Rep. Marjorie Taylor Greene (R-GA) has emerged as one of the most controversial members of the U.S. House of Representatives since taking office earlier this year. She often cites far-right conspiracy theories, drawing the ire of her political opponents – not to mention the medical community.
Scientists and Jewish Americans alike are slamming the lawmaker for comparing President Biden’s door-to-door plan to reach to unvaccinated people to Nazi Germany during the Holocaust.
Comparing Vaccinations to “Medical Brown Shirts”
President Biden has been adamant about getting as many Americans vaccinated against COVID-19 as possible. The administration recently fell short of its goal to get 70% of adults to sign up for at least one shot by July 4th. Vaccination rates have been declining across the U.S., especially in southern and western states, as the Delta variant continues to spread. Instead of mandating vaccinations, the president is trying to persuade unvaccinated Americans that getting their shots is in their best interest.
On Tuesday, Biden said it’s time for the vaccination campaign to take a new approach. “Now we need to go community by community, neighborhood by neighborhood and oftentimes door-to-door – literally knocking on doors – to get help to the remaining people protected from the virus,” he told reporters.
The announcement drew backlash from those on the right.
Rep. Greene reposted the video of Biden’s announcement on Twitter with the caption, “People have a choice, they don’t need your medical brown shirts showing up at their door ordering vaccinations. You can’t force people to be part of the human experiment.”
The term “medical brown shirts” refers to the Sturmabteilung, a paramilitary group that helped Adolf Hitler rise to power in Germany in the 1930s and 40s by targeting Jewish citizens.
To be clear, the administration isn’t forcing anyone to get vaccinated. The president has the authority to mandate vaccines among the military, but declined to do so earlier this year.
Greene also claimed, “Biden pushing a vaccine that is NOT FDA-approved shows COVID is a political tool used to control people.” All three of the vaccines being administered in the U.S. have emergency approval from the FDA but lack full approval.
Previously, Greene also compared rules requiring lawmakers to wear face masks in the Capitol Building to Nazi Germany, including that they reminded her of how Jews were forced to “wear a gold star” and then were “put in trains and taken to gas chambers in Nazi Germany.”
However, she apologized for her comments at the U.S. Holocaust Memorial just last week. Speaking to a crowd, she said, “there is no comparison to the Holocaust” and called it “appalling” that some people will “minimize it and downplay it or don’t even know about it.”

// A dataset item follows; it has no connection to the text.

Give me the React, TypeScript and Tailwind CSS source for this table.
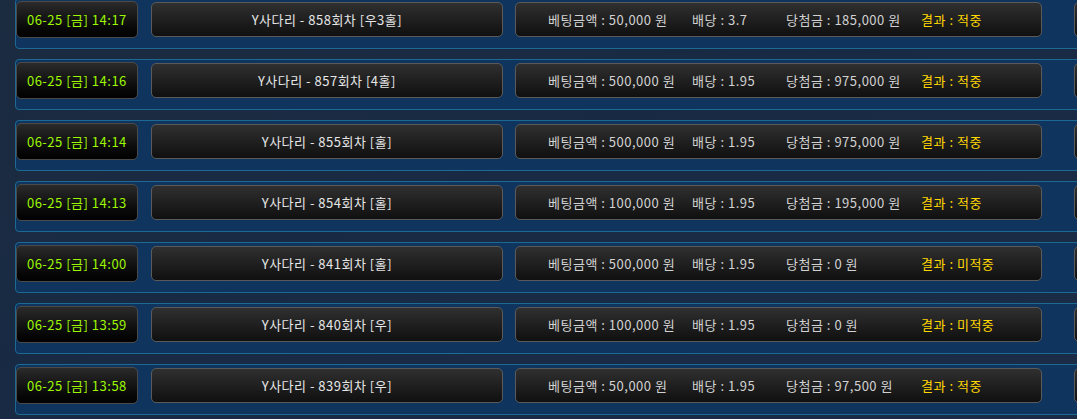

Greene wasn’t the only one to speak out against Biden’s plan to go “door-to-door” to increase vaccination rates.
Rep. Dan Crenshaw (R-TX), reacted to the announcement with, “How about don’t knock on my door. You’re not my parents. You’re the government. Make the vaccine available, and let people be free to choose. Why is that concept so hard for the left?”
“How will the government know who is vaccinated or not for this kind of targeting?” wrote conservative columnist Ashe Short.
Backlash, Fast and Swift
The Jewish community was quick to react to Greene’s comments.
CEO of the Jewish Federations of North America (JFNA), Eric Fingerhut, said Greene’s “repeated use of Nazi imagery to discuss public health issues is outrageous, offensive and unacceptable.”
Meanwhile, Joel Rubin, executive director of the American Jewish Congress, called on the politician to resign. “Rep. Greene continues to prove that there is no limit to her brutal trivialization of the Holocaust for her own personal political power,” he told Newsweek.
“The Holocaust and Jewish suffering is not a prop for her delusional views comparing efforts to save lives through vaccines with the most heinous, systematic state-sponsored slaughter of millions of innocent victims,” Rubin added.
During a press conference, reporters asked White House Press Secretary Jen Psaki about the backlash over Biden’s plan to go door-to-door.
She said the vaccination campaign “is about protecting people and saving lives. That’s a role we’re going to continue to play from the federal government and use any of the tools and tactics that we think will be effective.”
She added “that one of the biggest barriers is access. And people knowing when they can get the vaccine, where they can get the vaccine, the efficacy and safety of the vaccine. It’s up to every individual to decide whether they’re going to get vaccinated.”
Going door-to-door may be the one of the only ways to get more Americans vaccinated against the coronavirus, but it’s safe to assume that the government isn’t going to force the general public to get their shots.